Tribal leaders were surprised with McCaleb's stance, saying they had been directed to work with two formulas. Both would be made available for public comment, they believed, and the responses would be used to finalize a single rule.

That would give tribes the chance to weigh in on the proposal they favored. With nearly $230 million at stake to repair, replace and construct often substandard roads in Indian Country, it was felt the process could best serve tribal needs.

Instead, McCaleb said he would take the two options and come up with his own solution. Over the objections of tribal leaders on the committee, who hadn't been allowed to meet since the Bush administration took over the White House, he indicated he would announce the formula at the National Tribal Roads Conference.

Up until the last week, McCaleb -- who served for more than ten years as Oklahoma's Secretary of Transportation -- appeared set to do just that. During a speech to the Alaska Federation of Natives annual convention in Alaska just days before the roads conference began, he noted the controversy he had run encountered in Indian Country.

"There is a lot of divergence of issues because roads are a very local issue," he said, "and that's what, in effect, has divided the Indian community."

According to McCaleb, large land-based tribes have shown support for a funding formula that factors in the number of highway miles within their reservations. On the other hand, he said, tribes with a smaller land base, including those in Alaska, have favored a population-based formula. Either say, McCaleb was not pleased with the committee's work.

"After almost three years of meeting, and three years of debating, and three years of trying to find common ground," he said, "what was submitted for publication were two formulas for distribution and not one formula for distribution. And they were different and disparate."

Since time was running out to finalize a proposal, McCaleb said tribes would be better off not worried about how the funds were distributed, but how much was available under the Indian Reservation Roads Program. While the federal highway trust fund has more than tripled, he said, Indian Country has not seen a similar gain.

"It's not the slice of the pizza that counts, it's the size of the pizza that's really important," he said.

But rather than cut the pizza himself, McCaleb is now set to let tribes figure it out for themselves -- just as they had originally hoped. However, he is pushing tribes to accept his "compromise formula" that his own staff developed.
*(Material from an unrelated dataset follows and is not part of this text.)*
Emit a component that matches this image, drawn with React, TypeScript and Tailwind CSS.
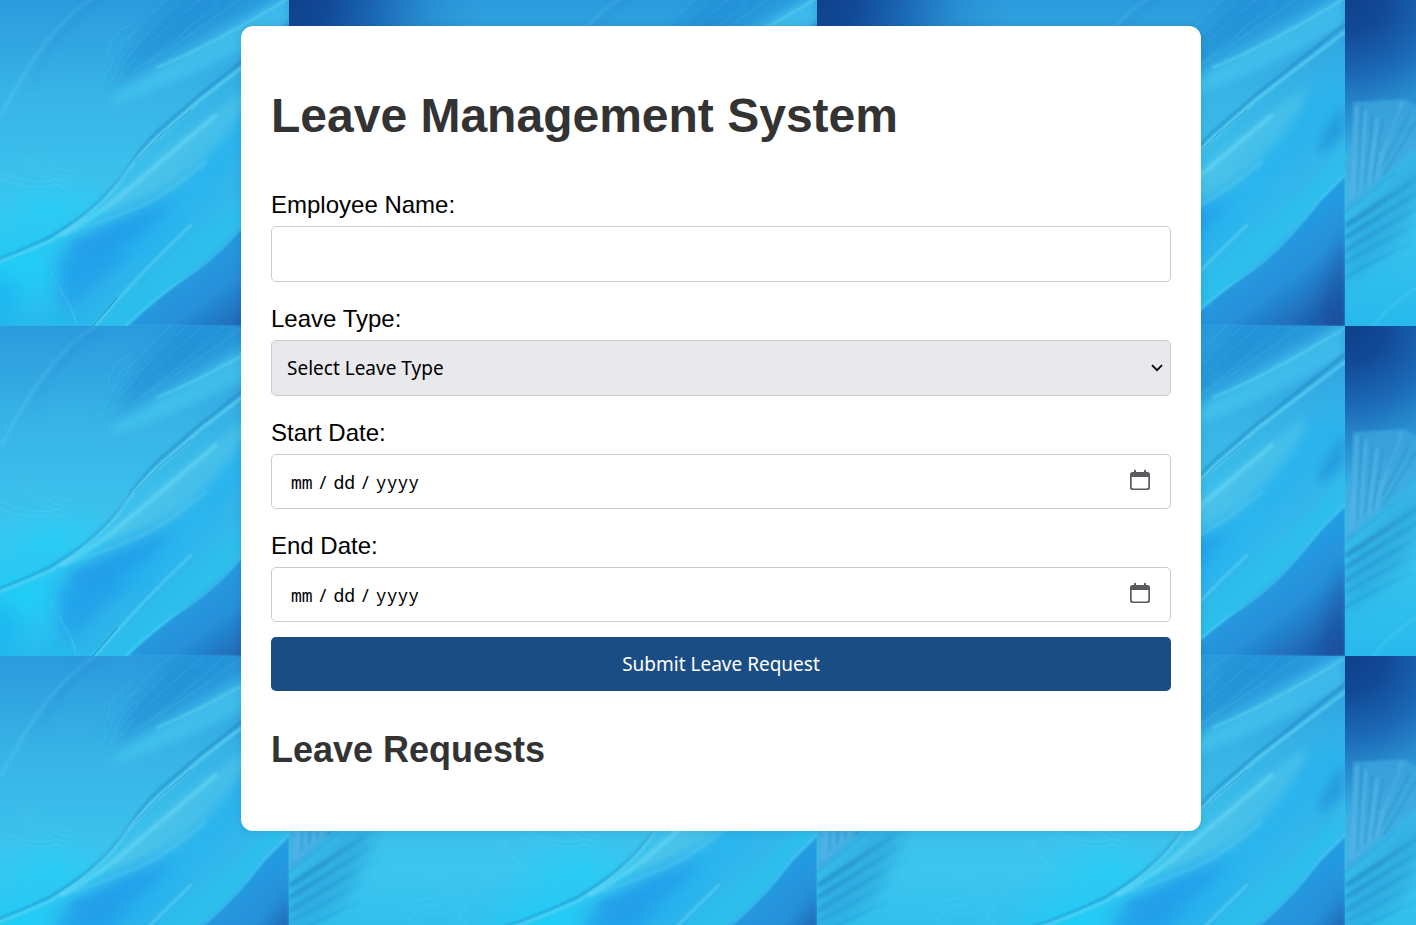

Alaska Natives, for instance, would get at least $238 million over six years under his compromise, said McCaleb. On the other hand, the formula currently supported by small tribes would only send $67.5 million their way, he said.

The compromise, however, comes at an expense to larger tribes. The ten largest tribes, he said, would lose $57 million over six years.

For instance, the Navajo Nation, the largest tribe in the country, would miss out on $35 million. According to McCaleb, the tribe was not "impressed" when told of the "beauties" of his proposal.

Whatever the dispute, the TEA-21 Negotiated Rulemaking Committee, as the group is known will have to advance a formula to McCaleb by January 1, 2002. It would become effective after being published in the Federal Register and a standard comment and response period.

The Federal Highway Administration, an agency of the Department of Transportation, is responsible for distributing federal funds, including those to Indian Country. A formula is needed by 2003 in order to determine how much money will be allocated to the BIA for reservation roads.